• GOAL: Look through the listing for the word "React". Copy each line that has it.

-- BEGIN DATA LINES --

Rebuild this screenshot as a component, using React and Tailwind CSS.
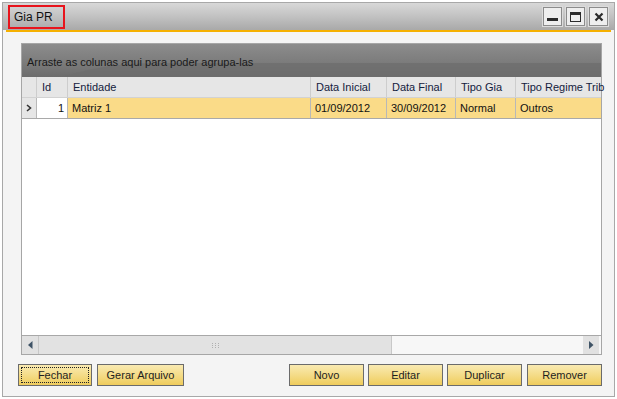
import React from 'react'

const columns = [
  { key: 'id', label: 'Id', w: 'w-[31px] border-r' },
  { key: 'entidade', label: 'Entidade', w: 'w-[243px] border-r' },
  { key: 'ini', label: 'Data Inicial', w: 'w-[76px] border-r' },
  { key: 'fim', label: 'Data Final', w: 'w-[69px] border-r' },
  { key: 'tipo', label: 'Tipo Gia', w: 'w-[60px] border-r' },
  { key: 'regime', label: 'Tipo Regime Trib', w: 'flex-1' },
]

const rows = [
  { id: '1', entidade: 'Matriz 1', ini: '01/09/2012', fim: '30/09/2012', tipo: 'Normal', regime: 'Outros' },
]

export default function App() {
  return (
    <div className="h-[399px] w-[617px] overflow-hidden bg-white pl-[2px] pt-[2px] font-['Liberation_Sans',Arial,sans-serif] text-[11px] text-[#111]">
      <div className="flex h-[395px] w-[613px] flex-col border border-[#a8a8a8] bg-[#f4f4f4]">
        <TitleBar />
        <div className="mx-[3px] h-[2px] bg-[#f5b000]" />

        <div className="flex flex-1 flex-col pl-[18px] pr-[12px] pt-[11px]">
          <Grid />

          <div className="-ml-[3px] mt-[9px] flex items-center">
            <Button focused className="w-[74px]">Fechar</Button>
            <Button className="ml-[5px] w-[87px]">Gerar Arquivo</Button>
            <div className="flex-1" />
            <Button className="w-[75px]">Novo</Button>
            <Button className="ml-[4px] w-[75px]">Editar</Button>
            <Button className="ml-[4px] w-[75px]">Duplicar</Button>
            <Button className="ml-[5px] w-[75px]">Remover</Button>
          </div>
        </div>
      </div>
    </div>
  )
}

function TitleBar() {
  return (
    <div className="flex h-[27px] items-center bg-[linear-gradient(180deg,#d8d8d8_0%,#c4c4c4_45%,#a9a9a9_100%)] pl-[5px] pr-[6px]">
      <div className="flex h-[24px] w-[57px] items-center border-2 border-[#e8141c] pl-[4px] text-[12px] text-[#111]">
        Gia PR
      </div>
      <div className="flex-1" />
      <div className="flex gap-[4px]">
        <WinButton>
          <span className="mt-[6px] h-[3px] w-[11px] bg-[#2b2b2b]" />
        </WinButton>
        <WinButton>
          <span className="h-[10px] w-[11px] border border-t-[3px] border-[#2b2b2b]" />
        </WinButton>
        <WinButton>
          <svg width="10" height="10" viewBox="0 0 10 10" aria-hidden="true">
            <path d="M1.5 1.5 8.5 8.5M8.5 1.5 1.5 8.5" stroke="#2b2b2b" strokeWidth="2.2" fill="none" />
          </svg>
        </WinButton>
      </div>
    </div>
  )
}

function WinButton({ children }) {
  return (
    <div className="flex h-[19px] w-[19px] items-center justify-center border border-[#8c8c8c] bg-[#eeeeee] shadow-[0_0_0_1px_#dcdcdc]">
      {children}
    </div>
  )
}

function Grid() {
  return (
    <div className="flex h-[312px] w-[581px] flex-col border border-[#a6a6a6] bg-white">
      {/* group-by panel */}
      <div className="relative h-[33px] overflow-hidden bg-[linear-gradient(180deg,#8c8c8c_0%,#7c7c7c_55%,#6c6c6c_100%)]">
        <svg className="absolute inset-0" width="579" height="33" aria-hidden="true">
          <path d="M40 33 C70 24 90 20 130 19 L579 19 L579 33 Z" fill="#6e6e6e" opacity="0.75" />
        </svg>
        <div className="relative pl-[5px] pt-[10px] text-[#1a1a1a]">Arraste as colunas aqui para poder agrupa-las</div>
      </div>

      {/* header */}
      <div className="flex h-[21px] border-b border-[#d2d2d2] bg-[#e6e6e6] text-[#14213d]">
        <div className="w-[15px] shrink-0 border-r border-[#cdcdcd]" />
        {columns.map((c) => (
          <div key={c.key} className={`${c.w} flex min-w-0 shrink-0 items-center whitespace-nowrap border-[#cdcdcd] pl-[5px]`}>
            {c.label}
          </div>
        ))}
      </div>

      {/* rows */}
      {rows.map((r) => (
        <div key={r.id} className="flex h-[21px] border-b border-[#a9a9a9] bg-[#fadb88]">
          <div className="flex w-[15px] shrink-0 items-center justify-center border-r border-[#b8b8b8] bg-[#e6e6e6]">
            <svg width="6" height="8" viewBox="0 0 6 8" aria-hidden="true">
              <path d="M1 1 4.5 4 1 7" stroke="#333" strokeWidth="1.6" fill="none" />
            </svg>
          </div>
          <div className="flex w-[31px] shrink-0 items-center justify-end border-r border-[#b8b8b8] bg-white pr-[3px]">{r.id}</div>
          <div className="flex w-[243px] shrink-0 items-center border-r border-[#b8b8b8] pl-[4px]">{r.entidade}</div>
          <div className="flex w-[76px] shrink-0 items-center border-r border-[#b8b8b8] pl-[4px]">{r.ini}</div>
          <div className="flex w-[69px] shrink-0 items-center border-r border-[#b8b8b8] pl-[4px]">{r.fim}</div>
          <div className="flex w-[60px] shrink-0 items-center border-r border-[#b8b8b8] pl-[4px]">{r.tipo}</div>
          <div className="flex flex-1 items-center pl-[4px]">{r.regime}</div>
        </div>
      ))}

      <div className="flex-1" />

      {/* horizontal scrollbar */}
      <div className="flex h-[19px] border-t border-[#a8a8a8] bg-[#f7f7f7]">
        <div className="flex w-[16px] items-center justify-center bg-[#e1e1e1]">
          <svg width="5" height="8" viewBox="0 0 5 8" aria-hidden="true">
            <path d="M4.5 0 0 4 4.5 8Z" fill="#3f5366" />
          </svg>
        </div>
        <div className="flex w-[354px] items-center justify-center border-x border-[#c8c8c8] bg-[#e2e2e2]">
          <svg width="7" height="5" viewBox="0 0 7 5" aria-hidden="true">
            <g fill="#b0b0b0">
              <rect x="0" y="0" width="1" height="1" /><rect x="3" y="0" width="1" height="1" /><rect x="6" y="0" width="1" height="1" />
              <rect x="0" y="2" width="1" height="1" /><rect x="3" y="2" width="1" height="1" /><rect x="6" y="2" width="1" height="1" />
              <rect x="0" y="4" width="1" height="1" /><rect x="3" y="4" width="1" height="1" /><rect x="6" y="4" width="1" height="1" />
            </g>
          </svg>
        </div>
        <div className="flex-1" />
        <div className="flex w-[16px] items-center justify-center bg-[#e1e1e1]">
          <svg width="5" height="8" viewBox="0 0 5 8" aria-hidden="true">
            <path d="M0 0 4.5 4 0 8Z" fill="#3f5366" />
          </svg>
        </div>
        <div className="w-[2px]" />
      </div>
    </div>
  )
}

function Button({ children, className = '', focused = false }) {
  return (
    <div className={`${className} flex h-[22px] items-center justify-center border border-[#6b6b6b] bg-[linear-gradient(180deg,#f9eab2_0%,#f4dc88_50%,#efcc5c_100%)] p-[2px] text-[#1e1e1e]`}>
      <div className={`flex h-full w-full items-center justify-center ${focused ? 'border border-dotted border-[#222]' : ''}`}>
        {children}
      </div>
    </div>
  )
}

-- END DATA LINES --

• RESPONSE TO THIS EXERCISE:
Rebuild this screenshot as a component, using React and Tailwind CSS.
import React from 'react'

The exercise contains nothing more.